We will determine that findings are correct (or incorrect) by simple programs for small synthetic test cases. For large test cases, we plan to compare tool findings by simple programs and manually review differences.


3Even theorem provers have had coding errors, so a proof of correctness of analysis soundness at the mathematical specification level may excuse incorrect findings.

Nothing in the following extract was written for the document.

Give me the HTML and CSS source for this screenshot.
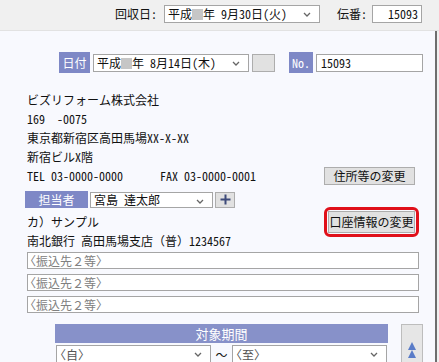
FILE: index.html
```html
<!DOCTYPE html>
<html lang="ja">
<head>
<meta charset="utf-8">
<link rel="stylesheet" href="styles.css">
</head>
<body>
<div class="top">
  <span class="toplbl">回収日:</span>
  <div class="sel s-top"><span class="val">平成<i class="blur"></i>年 9月30日(火)</span><svg class="chev" width="8" height="5" viewBox="0 0 8 5"><path d="M1 1 L4 4 L7 1" fill="none" stroke="#666" stroke-width="1.3"/></svg></div>
  <span class="toplbl t2">伝番:</span>
  <div class="inp i-top">15093</div>
</div>
<div class="panel">
  <div class="row r-date">
    <span class="tag t-date">日付</span>
    <div class="sel s-date"><span class="val">平成<i class="blur"></i>年 8月14日(木)</span><svg class="chev" width="8" height="5" viewBox="0 0 8 5"><path d="M1 1 L4 4 L7 1" fill="none" stroke="#666" stroke-width="1.3"/></svg></div>
    <div class="btn b-sq"></div>
    <span class="tag t-no">No.</span>
    <div class="inp i-no">15093</div>
  </div>
  <div class="lines">
    <div class="line">ビズリフォーム株式会社</div>
    <div class="line">169&nbsp;&nbsp;-0075</div>
    <div class="line">東京都新宿区高田馬場XX-X-XX</div>
    <div class="line">新宿ビルX階</div>
    <div class="line telrow"><span class="tel">TEL 03-0000-0000</span><span class="fax">FAX 03-0000-0001</span><div class="btn b-addr">住所等の変更</div></div>
  </div>
  <div class="row r-staff">
    <span class="tag t-staff">担当者</span>
    <div class="sel s-staff"><span class="val dark">宮島 達太郎</span><svg class="chev" width="8" height="5" viewBox="0 0 8 5"><path d="M1 1 L4 4 L7 1" fill="none" stroke="#666" stroke-width="1.3"/></svg></div>
    <div class="btn b-plus"><svg width="11" height="11" viewBox="0 0 11 11"><path d="M5.5 0.5 V10.5 M0.5 5.5 H10.5" stroke="#3d4a7a" stroke-width="2"/></svg></div>
  </div>
  <div class="row r-kana">
    <span class="kana">カ）サンプル</span>
    <div class="redwrap"><div class="btn b-acct">口座情報の変更</div></div>
  </div>
  <div class="line bank">南北銀行 高田馬場支店（普）1234567</div>
  <div class="fields">
    <div class="inp wide"><span class="half">〈振込先２等〉</span></div>
    <div class="inp wide"><span class="half">〈振込先２等〉</span></div>
    <div class="inp wide"><span class="half">〈振込先２等〉</span></div>
  </div>
  <div class="period">
    <div class="pmain">
      <div class="phead">対象期間</div>
      <div class="prow">
        <div class="sel s-per"><span class="val grey half">〈自〉</span><svg class="chev" width="8" height="5" viewBox="0 0 8 5"><path d="M1 1 L4 4 L7 1" fill="none" stroke="#666" stroke-width="1.3"/></svg></div>
        <span class="tilde">〜</span>
        <div class="sel s-per"><span class="val grey half">〈至〉</span><svg class="chev" width="8" height="5" viewBox="0 0 8 5"><path d="M1 1 L4 4 L7 1" fill="none" stroke="#666" stroke-width="1.3"/></svg></div>
      </div>
    </div>
    <div class="upbtn"><svg width="8" height="20" viewBox="0 0 8 20"><path d="M4 0 L8 8 L0 8 Z M4 8 L8 16 L0 16 Z" fill="#5a7cc8"/></svg></div>
  </div>
</div>
</body>
</html>
```

FILE: styles.css
```css
* { box-sizing: border-box; }
html, body { margin: 0; padding: 0; }
body {
  width: 439px;
  height: 362px;
  overflow: hidden;
  background: #f0f0f0;
  font-family: "Noto Sans Mono CJK JP", "Noto Sans CJK JP", "DejaVu Sans", sans-serif;
  font-size: 12px;
  color: #111;
  line-height: 16px;
}
.top {
  height: 31px;
  border-bottom: 1px solid #e2e2e2;
  display: flex;
  align-items: center;
  padding-left: 115px;
  padding-bottom: 2px;
}
.toplbl { width: 49px; }
.t2 { width: 35px; margin-left: 17px; }
.sel {
  position: relative;
  height: 18px;
  background: #fff;
  border: 1px solid #a5a5a5;
  display: flex;
  align-items: center;
  padding-left: 3px;
}
.sel .chev { position: absolute; right: 8px; top: 6px; }
.val { white-space: nowrap; }
.half { font-feature-settings: "halt" 1; }
.blur {
  display: inline-block;
  width: 11px;
  height: 11px;
  background: #c6c6c6;
  vertical-align: -1px;
}
.s-top { width: 156px; }
.inp {
  height: 18px;
  background: #fff;
  border: 1px solid #a5a5a5;
  padding: 0 4px;
  display: flex;
  align-items: center;
}
.i-top { width: 50px; justify-content: flex-end; padding-right: 3px; }
.panel {
  height: 331px;
  width: 437px;
  background: #f8f9fe;
  border-right: 2px solid #6e6e6e;
}
.row { display: flex; align-items: center; }
.r-date { padding-left: 59px; padding-top: 21px; }
.tag {
  background: #7e88c6;
  color: #fff;
  display: flex;
  align-items: center;
  justify-content: center;
}
.t-date { width: 31px; height: 21px; margin-right: 3px; }
.s-date { width: 156px; }
.btn {
  background: #e1e1e1;
  border: 1px solid #adadad;
  display: flex;
  align-items: center;
  justify-content: center;
  white-space: nowrap;
}
.b-sq { width: 23px; height: 18px; margin-left: 3px; }
.t-no { width: 24px; height: 21px; margin-left: 14px; margin-right: 3px; }
.i-no { width: 107px; }
.lines { padding-left: 27px; margin-top: 17px; }
.line { line-height: 19px; height: 19px; white-space: nowrap; }
.telrow { display: flex; align-items: center; }
.tel { width: 133px; }
.fax { width: 164px; }
.b-addr { width: 91px; height: 18px; }
.r-staff { padding-left: 25px; margin-top: 6px; height: 17px; }
.t-staff { width: 63px; height: 17px; margin-right: 2px; }
.s-staff { width: 123px; height: 16px; }
.b-plus { width: 20px; height: 16px; margin-left: 2px; }
.r-kana {
  padding-left: 27px;
  margin-top: 4px;
  height: 19px;
  justify-content: space-between;
  width: 419px;
}
.redwrap {
  border: 3px solid #e0101a;
  border-radius: 6px;
  padding: 1px;
  height: 30px;
  width: 95px;
}
.b-acct { width: 100%; height: 100%; }
.bank { padding-left: 27px; }
.fields {
  padding-left: 27px;
  margin-top: 2px;
  display: flex;
  flex-direction: column;
  gap: 5px;
}
.wide { width: 392px; height: 17px; color: #808080; padding-left: 2px; }
.period {
  display: flex;
  margin-top: 11px;
  padding-left: 55px;
}
.pmain { width: 333px; }
.phead {
  height: 19px;
  background: #8791c9;
  color: #fff;
  display: flex;
  align-items: center;
  justify-content: center;
  font-size: 13px;
}
.prow { display: flex; align-items: center; margin-top: 2px; padding-left: 1px; }
.s-per { width: 155px; height: 20px; }
.grey { color: #555; }
.tilde { width: 21px; text-align: center; }
.upbtn {
  width: 22px;
  height: 45px;
  margin-left: 13px;
  background: #e6e6e6;
  border: 1px solid #bdbdbd;
  display: flex;
  justify-content: center;
  padding-top: 17px;
}
```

All reasoning is based on models, assumptions, definitions, etc. (collectively, "models") Unexpected findings resulting from model differences need not disqualify a tool. In consultation with the tool maker, we will decide if an unexpected finding results from a reasonable model difference or whether it is incorrect. To satisfy the SATE VI Ockham criteria, any such differences must be publicly reported.
    For instance, one tool may assume that file system permissions are set as the test case requires, while another tool makes no assumptions about permissions (that is, assumes the worst case). In this case, the tools could have different findings, yet both are correct.
    However, if a tool models the "+" operator as subtraction, it is incorrect. Yes, models are hard to build and validate, but the value of a sound analyzer is its correctness.


The criteria is named for William of Ockham, of Occam's Razor fame. Since the details of the criteria will likely change in the future, the criteria name always includes a time reference: SATE VI Ockham Sound Analysis Criteria.